The rise of Nazism in Germany from 1933 provoked an exodus to Palestine, not so much as a favoured destination for European Jews, but because they were shut out of their preferred destinations such as Britain or the US – both of which evolved into Israel’s biggest supporters. So, for that matter, did post-war Germany, which has gone as far as to criminalise defence of Palestinian human rights even as it clumsily grapples with a neo-fascist resurgence.
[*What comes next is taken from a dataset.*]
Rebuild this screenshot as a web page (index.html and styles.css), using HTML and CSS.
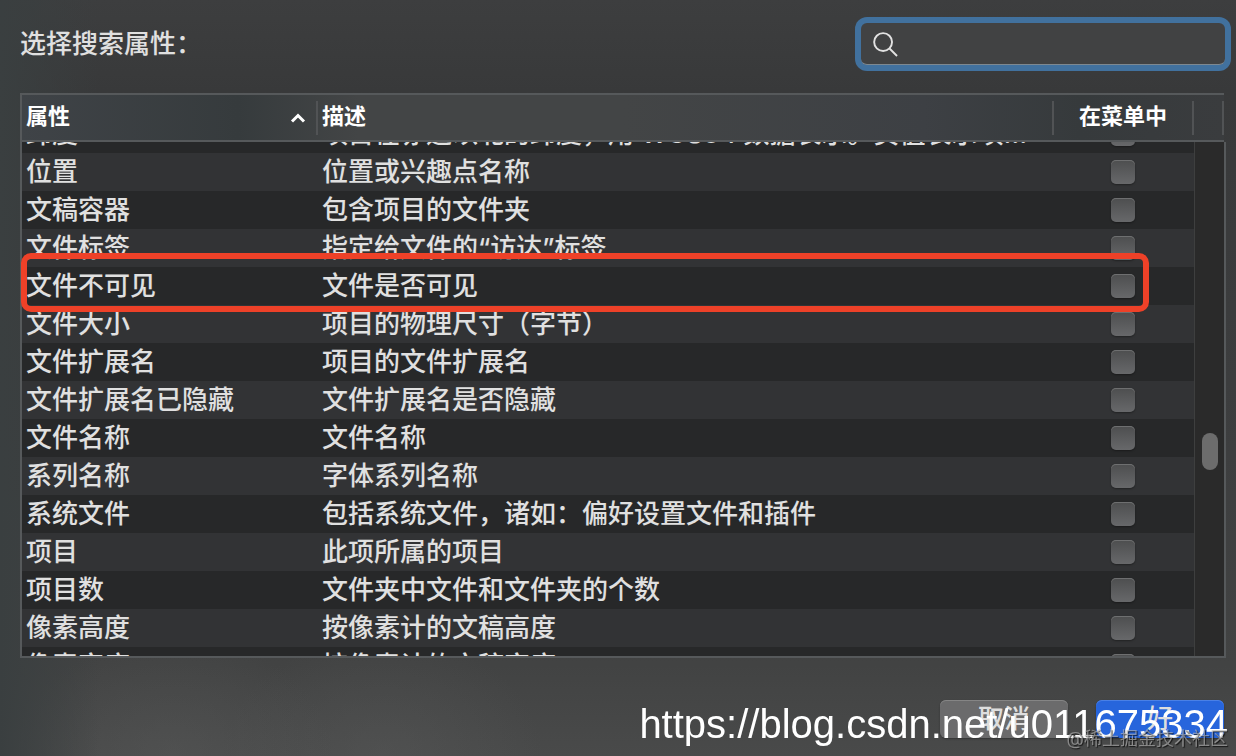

Oft-ignored documents point to the fact that the fathers of Zionism were well aware that the success of their project required the eradication of Palestine as even a putative entity. The multiple massacres and associated “ethnic cleansing” in 1948 — with the incipient Israeli military and Zionist paramilitaries unmoved by the parallels between their actions and those of the Nazis — failed to solve the “problem”, and the occupation of Gaza, the West Bank and the Golan Heights in 1967 only exacerbated it. The 1973 war reminded Israel’s Arab neighbours that after 25 years they were still no match for its US-aided military supremacy in the air or on the ground.
A more detailed history of resistance is beyond the scope of this article. Suffice it to say that the Palestinians eventually realised they had to fend for themselves and, predictably disappointed by the outcome of the Oslo Accord, and the once celebrated Fatah and Palestine Liberation Organisation’s acquiescence in serving as the security arm of the Israeli state, they opted for more militant routes to a liberation that remains elusive.
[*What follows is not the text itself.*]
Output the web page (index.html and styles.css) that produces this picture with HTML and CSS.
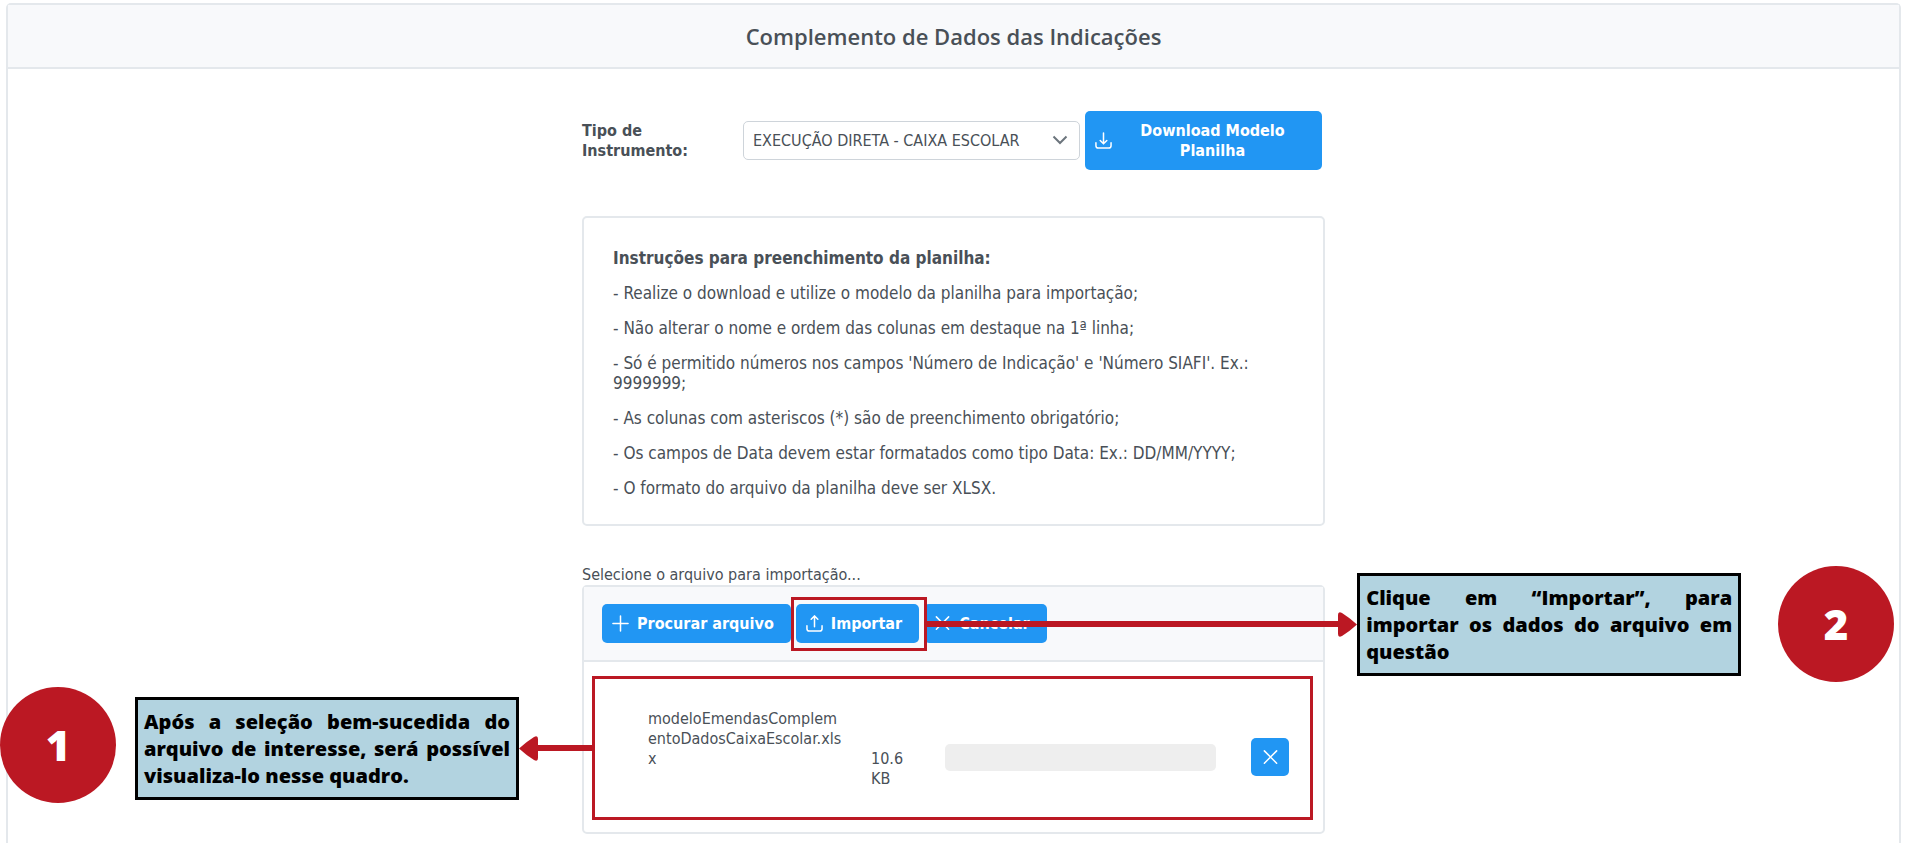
FILE: index.html
```html
<!DOCTYPE html>
<html lang="pt-BR">
<head>
    <meta charset="UTF-8">
    <meta name="viewport" content="width=device-width, initial-scale=1.0">
    <title>Complemento de Dados das Indicações</title>
    <link rel="stylesheet" href="styles.css">
</head>
<body>
    <main class="panel">
        <header class="panel-header">
            <h1>Complemento de Dados das Indicações</h1>
        </header>
        <div class="panel-content">
            <div class="form-row">
                <label for="tipo">Tipo de Instrumento:</label>
                <div class="select-box">
                    <select id="tipo" name="tipo">
                        <option>EXECUÇÃO DIRETA - CAIXA ESCOLAR</option>
                    </select>
                    <svg class="chevron" viewBox="0 0 16 16"><path d="M1.5 4.5 L8 11 L14.5 4.5"/></svg>
                </div>
                <button type="button" class="btn btn-download">
                    <svg class="icon" viewBox="0 0 18 18"><path d="M9 1 V12 M5.5 9 L9 12.5 L12.5 9 M1 11.5 V14.5 Q1 17 3.5 17 H14.5 Q17 17 17 14.5 V11.5"/></svg>
                    <span>Download Modelo Planilha</span>
                </button>
            </div>

            <section class="card">
                <h2>Instruções para preenchimento da planilha:</h2>
                <p>- Realize o download e utilize o modelo da planilha para importação;</p>
                <p>- Não alterar o nome e ordem das colunas em destaque na 1ª linha;</p>
                <p>- Só é permitido números nos campos 'Número de Indicação' e 'Número SIAFI'. Ex.: 9999999;</p>
                <p>- As colunas com asteriscos (*) são de preenchimento obrigatório;</p>
                <p>- Os campos de Data devem estar formatados como tipo Data: Ex.: DD/MM/YYYY;</p>
                <p>- O formato do arquivo da planilha deve ser XLSX.</p>
            </section>

            <div class="upload-title">Selecione o arquivo para importação...</div>
            <section class="upload">
                <div class="upload-bar">
                    <button type="button" class="btn">
                        <svg class="icon" viewBox="0 0 18 18"><path d="M9 1 V17 M1 9 H17"/></svg>
                        <span>Procurar arquivo</span>
                    </button>
                    <div class="step-target">
                        <button type="button" class="btn">
                            <svg class="icon" viewBox="0 0 18 18"><path d="M9 12.5 V1.5 M5.5 4.5 L9 1 L12.5 4.5 M1 11.5 V14.5 Q1 17 3.5 17 H14.5 Q17 17 17 14.5 V11.5"/></svg>
                            <span>Importar</span>
                        </button>
                        <div class="mark"></div>
                        <div class="step step-right">
                            <div class="arrow">
                                <div class="line"></div>
                                <svg class="head" viewBox="0 0 19 25"><path d="M0 3 Q0 -1 4 1 Q12 6 19 12.5 Q12 19 4 24 Q0 26 0 22 Z"/></svg>
                            </div>
                            <p class="note">Clique em “Importar”, para importar os dados do arquivo em questão</p>
                            <div class="number">2</div>
                        </div>
                    </div>
                    <button type="button" class="btn">
                        <svg class="icon" viewBox="0 0 18 18"><path d="M2.5 2 L15.5 15 M15.5 2 L2.5 15"/></svg>
                        <span>Cancelar</span>
                    </button>
                </div>
                <div class="upload-content">
                    <div class="file-row">
                        <div class="file-name">modeloEmendasComplementoDadosCaixaEscolar.xlsx</div>
                        <div class="file-size">10.6 KB</div>
                        <progress value="0" max="100" aria-label="Progresso"></progress>
                        <button type="button" class="btn btn-remove" aria-label="Remover">
                            <svg class="icon" viewBox="0 0 18 18"><path d="M2.5 2 L15.5 15 M15.5 2 L2.5 15"/></svg>
                        </button>
                    </div>
                    <div class="mark mark-file"></div>
                    <div class="step step-left">
                        <div class="number">1</div>
                        <p class="note">Após a seleção bem-sucedida do arquivo de interesse, será possível visualiza-lo nesse quadro.</p>
                        <div class="arrow">
                            <svg class="head" viewBox="0 0 19 25"><path d="M19 3 Q19 -1 15 1 Q7 6 0 12.5 Q7 19 15 24 Q19 26 19 22 Z"/></svg>
                            <div class="line"></div>
                        </div>
                    </div>
                </div>
            </section>
        </div>
    </main>
</body>
</html>
```
FILE: styles.css
```css
* {
    box-sizing: border-box;
}
body {
    margin: 0;
    padding: 3px 9px 0 6px;
    min-height: 100vh;
    display: flex;
    overflow-x: hidden;
    background-color: #fff;
    color: #495057;
    font-family: "DejaVu Sans Condensed", "Noto Sans", sans-serif;
    font-size: 16px;
    line-height: 20px;
}
h1, h2, p {
    margin: 0;
}
.panel {
    flex: 1;
    border: 2px solid #e4e8ec;
    border-bottom: none;
    border-radius: 5px 5px 0 0;
}
.panel-header {
    padding: 17px;
    border-bottom: 2px solid #e4e8ec;
    background-color: #f8f9fb;
    text-align: center;
}
.panel-header h1 {
    font-family: "Open Sans", sans-serif;
    font-size: 22px;
    font-weight: 600;
    line-height: 28px;
}
.panel-content {
    max-width: 743px;
    margin: 0 auto;
    padding-top: 42px;
}
.form-row {
    display: flex;
    align-items: center;
    gap: 5px;
    padding-right: 3px;
    margin-bottom: 46px;
}
.form-row label {
    width: 156px;
    padding-right: 30px;
    font-weight: bold;
}
.select-box {
    position: relative;
    flex: 1;
}
.select-box select {
    width: 100%;
    height: 39px;
    padding: 0 9px;
    border: 1px solid #ced4da;
    border-radius: 5px;
    background-color: #fff;
    color: #495057;
    font-family: inherit;
    font-size: 16px;
    appearance: none;
}
.chevron {
    position: absolute;
    right: 12px;
    top: 11px;
    width: 16px;
    height: 16px;
    fill: none;
    stroke: #6c757d;
    stroke-width: 2;
    pointer-events: none;
}
.btn {
    display: flex;
    align-items: center;
    gap: 8px;
    height: 39px;
    padding: 0 17px 0 10px;
    border: none;
    border-radius: 5px;
    background-color: #2196f3;
    color: #fff;
    font-family: inherit;
    font-size: 16px;
    font-weight: bold;
    line-height: 20px;
    cursor: pointer;
}
.btn span {
    flex: 1;
}
.icon {
    flex: none;
    width: 17px;
    height: 17px;
    fill: none;
    stroke: #fff;
    stroke-width: 1.6;
    stroke-linecap: round;
}
.btn-download {
    width: 237px;
    height: 59px;
}
.card {
    padding: 30px 29px 26px;
    border: 2px solid #e4e8ec;
    border-radius: 5px;
    font-size: 17px;
}
.card h2 {
    margin-bottom: 15px;
    font-size: 17px;
}
.card p {
    margin-bottom: 15px;
}
.card p:last-child {
    margin-bottom: 0;
}
.upload-title {
    margin-top: 39px;
}
.upload {
    border: 2px solid #e4e8ec;
    border-radius: 5px;
}
.upload-bar {
    display: flex;
    gap: 5px;
    padding: 17px 18px;
    border-bottom: 2px solid #e4e8ec;
    background-color: #f8f9fb;
}
.upload-content {
    position: relative;
    padding: 47px 34px 27px 64px;
}
.file-row {
    display: grid;
    grid-template-columns: 223px 74px 1fr 38px;
    align-items: center;
    min-height: 96px;
}
.file-name {
    align-self: start;
    padding-right: 27px;
    word-break: break-all;
}
.file-size {
    align-self: start;
    padding: 40px 30px 0 0;
}
.file-row progress {
    width: calc(100% - 35px);
    height: 27px;
    border: none;
    border-radius: 5px;
    background-color: #eee;
    appearance: none;
}
.file-row progress::-webkit-progress-bar {
    background-color: transparent;
}
.btn-remove {
    justify-content: center;
    height: 38px;
    padding: 0;
}

/* tutorial marks */
.step-target {
    position: relative;
}
.mark {
    position: absolute;
    inset: -7px -8px -8px -5px;
    border: 3px solid #bb1823;
    pointer-events: none;
}
.mark-file {
    inset: 14px 10px 12px 8px;
}
.step {
    position: absolute;
    z-index: 1;
    display: flex;
    align-items: center;
}
.step-right {
    left: calc(100% + 8px);
    top: -38px;
}
.step-left {
    right: calc(100% - 9px);
    top: 25px;
}
.arrow {
    display: flex;
    align-items: center;
    width: 430px;
}
.step-left .arrow {
    width: 74px;
}
.arrow .line {
    flex: 1;
    height: 6px;
    background-color: #bb1823;
}
.arrow .head {
    width: 19px;
    height: 25px;
    fill: #bb1823;
}
.note {
    width: 384px;
    padding: 8px 6px;
    border: 3px solid #000;
    background-color: #b2d3e0;
    color: #000;
    font-family: "Open Sans", sans-serif;
    font-size: 20px;
    font-weight: 800;
    line-height: 27px;
    text-align: justify;
}
.number {
    display: flex;
    align-items: center;
    justify-content: center;
    width: 116px;
    height: 116px;
    border-radius: 50%;
    background-color: #bb1823;
    color: #fff;
    font-family: "Open Sans", sans-serif;
    font-size: 42px;
    font-weight: 800;
}
.step-right .number {
    margin-left: 37px;
}
.step-left .number {
    margin: 0 19px 6px 0;
}
```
Neither 7 October nor the devastating retribution that has followed came out of the blue. Perhaps neither can be justified, but both should be contextualised. The violence of the oppressed and that of the oppressor cannot be equated. After all, not even the most ardent Zionist could fail to distinguish between the Warsaw Ghetto uprising of 1943 and the Nazi reprisals, or separate the assassination of Reinhard Heydrich in occupied Prague the previous year from the annihilation of Lidice.